Between visits from the likes of Professor Leiter and thoughts of lurkers ala Professor Levinson's recent post, I begin to wonder about the wisdom of my generally jocular approach to this blog comments business.
 

Leiter's references are to formal not empirical science. But language is a medium, like paint, or clay, while numbers are seen by most as Platonic: not as representations but as the foundation of the world.

A philosophy that sees the structure of language as replicating the structure of the world renders the sociological study of language production of secondary interest. Leiter's naturalism is the naturalism of Quine, not Santayana. Yet Santayana's terms apply, all too well.

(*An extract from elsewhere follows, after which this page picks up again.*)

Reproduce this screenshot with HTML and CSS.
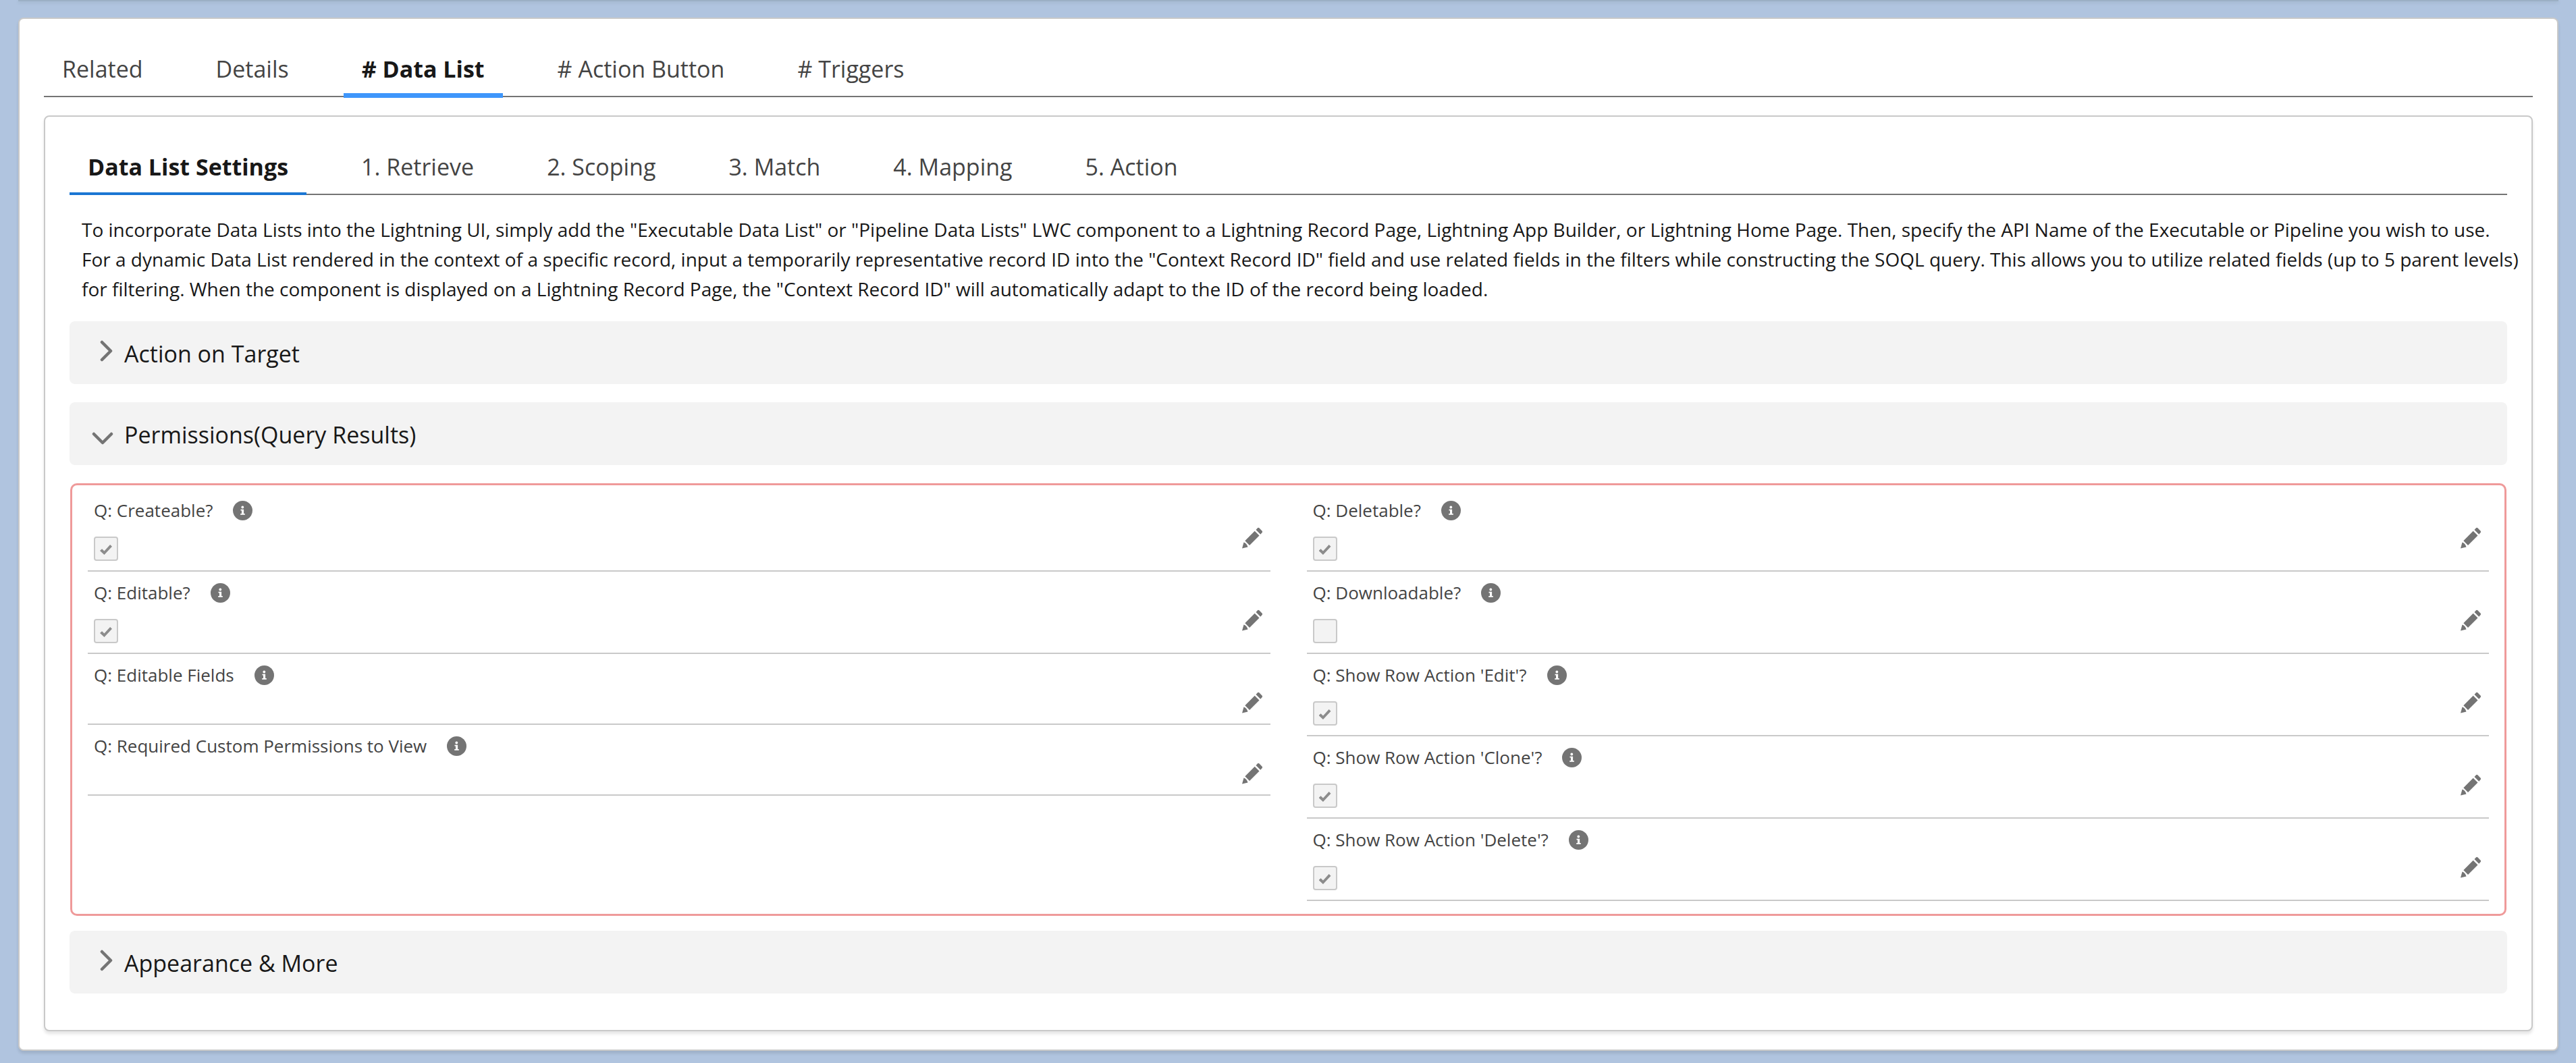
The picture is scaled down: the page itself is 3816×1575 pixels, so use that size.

Arguing for a philosophy ‘in tandem with the sciences,’ Leiter nonetheless admits philosophy is not a science, leaving us to assume that the relation of the two must be like the Nietzschean relation of the best of modern men to absent gods: one of sympathetic vibration. Leiter's philosophy is based in fact on little more than romantic analogies, of philosophy to science and philosopher to scientist, that foster an insular formalism and champion a model of academic hierarchy as immune to criticism from outside its walls as the 11th century Church. I know of no other self-proclaimed leftist so utterly contemptuous of democracy.

Again: Language does not describe the world; it is a medium through which we describe to one another our perceptions of it. It is a medium. Numbers are not. Naturalist epistemology in language proceeds only by analogy to the "natural epistemology" of number. And analogy is a rhetorical device.
 

This is something I actually agree with Leiter on. If by naturalizing jurisprudence he means that social scientists should be left in charge rather than theoretical-philosophers, what is there is argue?

I guess you're not arguing this, as the last couple of lines might suggest? I wish those had appeared earlier on in the essay.